• [Data excerpt]:
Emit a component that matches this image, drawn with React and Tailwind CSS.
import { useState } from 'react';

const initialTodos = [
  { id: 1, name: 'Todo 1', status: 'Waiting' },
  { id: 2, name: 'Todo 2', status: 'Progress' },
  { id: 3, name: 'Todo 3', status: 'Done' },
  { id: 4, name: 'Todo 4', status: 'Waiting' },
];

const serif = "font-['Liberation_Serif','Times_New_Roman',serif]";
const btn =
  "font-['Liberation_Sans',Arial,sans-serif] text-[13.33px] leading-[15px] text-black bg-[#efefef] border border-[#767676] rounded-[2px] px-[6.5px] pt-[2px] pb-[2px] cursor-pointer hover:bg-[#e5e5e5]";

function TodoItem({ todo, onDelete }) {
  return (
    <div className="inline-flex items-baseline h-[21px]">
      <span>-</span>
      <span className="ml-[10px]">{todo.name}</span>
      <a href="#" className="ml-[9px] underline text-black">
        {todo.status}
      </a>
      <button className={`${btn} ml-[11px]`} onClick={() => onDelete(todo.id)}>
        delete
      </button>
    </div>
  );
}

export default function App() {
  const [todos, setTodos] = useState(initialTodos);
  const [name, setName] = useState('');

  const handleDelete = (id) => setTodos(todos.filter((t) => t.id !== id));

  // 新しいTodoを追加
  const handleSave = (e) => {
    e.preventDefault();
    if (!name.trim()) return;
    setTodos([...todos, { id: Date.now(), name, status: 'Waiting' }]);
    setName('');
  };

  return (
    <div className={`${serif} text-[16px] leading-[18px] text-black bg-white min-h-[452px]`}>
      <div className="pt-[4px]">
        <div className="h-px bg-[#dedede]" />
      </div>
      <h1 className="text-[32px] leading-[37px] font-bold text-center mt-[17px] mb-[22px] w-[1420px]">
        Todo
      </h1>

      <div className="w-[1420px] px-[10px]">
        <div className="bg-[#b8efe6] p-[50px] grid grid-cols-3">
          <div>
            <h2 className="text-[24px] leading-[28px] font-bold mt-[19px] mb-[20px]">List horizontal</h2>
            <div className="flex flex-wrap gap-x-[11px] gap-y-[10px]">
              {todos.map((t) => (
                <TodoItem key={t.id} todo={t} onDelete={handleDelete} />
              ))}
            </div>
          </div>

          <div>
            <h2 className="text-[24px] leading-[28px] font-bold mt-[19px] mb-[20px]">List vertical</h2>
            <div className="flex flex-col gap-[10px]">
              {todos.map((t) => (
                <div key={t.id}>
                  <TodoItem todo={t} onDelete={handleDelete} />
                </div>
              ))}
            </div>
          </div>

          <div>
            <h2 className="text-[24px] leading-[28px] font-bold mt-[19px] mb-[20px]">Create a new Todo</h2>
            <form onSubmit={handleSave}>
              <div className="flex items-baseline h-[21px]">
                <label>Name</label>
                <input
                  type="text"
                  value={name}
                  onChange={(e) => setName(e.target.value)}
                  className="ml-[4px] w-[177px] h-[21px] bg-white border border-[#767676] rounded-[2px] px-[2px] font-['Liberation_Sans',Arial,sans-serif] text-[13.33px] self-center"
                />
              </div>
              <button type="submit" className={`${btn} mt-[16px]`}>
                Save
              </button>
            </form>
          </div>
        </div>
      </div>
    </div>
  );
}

• [Work to complete]: Output the full listing exactly as it stands.

• [Reply to the exercise]:
Emit a component that matches this image, drawn with React and Tailwind CSS.
import { useState } from 'react';

const initialTodos = [
  { id: 1, name: 'Todo 1', status: 'Waiting' },
  { id: 2, name: 'Todo 2', status: 'Progress' },
  { id: 3, name: 'Todo 3', status: 'Done' },
  { id: 4, name: 'Todo 4', status: 'Waiting' },
];

const serif = "font-['Liberation_Serif','Times_New_Roman',serif]";
const btn =
  "font-['Liberation_Sans',Arial,sans-serif] text-[13.33px] leading-[15px] text-black bg-[#efefef] border border-[#767676] rounded-[2px] px-[6.5px] pt-[2px] pb-[2px] cursor-pointer hover:bg-[#e5e5e5]";

function TodoItem({ todo, onDelete }) {
  return (
    <div className="inline-flex items-baseline h-[21px]">
      <span>-</span>
      <span className="ml-[10px]">{todo.name}</span>
      <a href="#" className="ml-[9px] underline text-black">
        {todo.status}
      </a>
      <button className={`${btn} ml-[11px]`} onClick={() => onDelete(todo.id)}>
        delete
      </button>
    </div>
  );
}

export default function App() {
  const [todos, setTodos] = useState(initialTodos);
  const [name, setName] = useState('');

  const handleDelete = (id) => setTodos(todos.filter((t) => t.id !== id));

  // 新しいTodoを追加
  const handleSave = (e) => {
    e.preventDefault();
    if (!name.trim()) return;
    setTodos([...todos, { id: Date.now(), name, status: 'Waiting' }]);
    setName('');
  };

  return (
    <div className={`${serif} text-[16px] leading-[18px] text-black bg-white min-h-[452px]`}>
      <div className="pt-[4px]">
        <div className="h-px bg-[#dedede]" />
      </div>
      <h1 className="text-[32px] leading-[37px] font-bold text-center mt-[17px] mb-[22px] w-[1420px]">
        Todo
      </h1>

      <div className="w-[1420px] px-[10px]">
        <div className="bg-[#b8efe6] p-[50px] grid grid-cols-3">
          <div>
            <h2 className="text-[24px] leading-[28px] font-bold mt-[19px] mb-[20px]">List horizontal</h2>
            <div className="flex flex-wrap gap-x-[11px] gap-y-[10px]">
              {todos.map((t) => (
                <TodoItem key={t.id} todo={t} onDelete={handleDelete} />
              ))}
            </div>
          </div>

          <div>
            <h2 className="text-[24px] leading-[28px] font-bold mt-[19px] mb-[20px]">List vertical</h2>
            <div className="flex flex-col gap-[10px]">
              {todos.map((t) => (
                <div key={t.id}>
                  <TodoItem todo={t} onDelete={handleDelete} />
                </div>
              ))}
            </div>
          </div>

          <div>
            <h2 className="text-[24px] leading-[28px] font-bold mt-[19px] mb-[20px]">Create a new Todo</h2>
            <form onSubmit={handleSave}>
              <div className="flex items-baseline h-[21px]">
                <label>Name</label>
                <input
                  type="text"
                  value={name}
                  onChange={(e) => setName(e.target.value)}
                  className="ml-[4px] w-[177px] h-[21px] bg-white border border-[#767676] rounded-[2px] px-[2px] font-['Liberation_Sans',Arial,sans-serif] text-[13.33px] self-center"
                />
              </div>
              <button type="submit" className={`${btn} mt-[16px]`}>
                Save
              </button>
            </form>
          </div>
        </div>
      </div>
    </div>
  );
}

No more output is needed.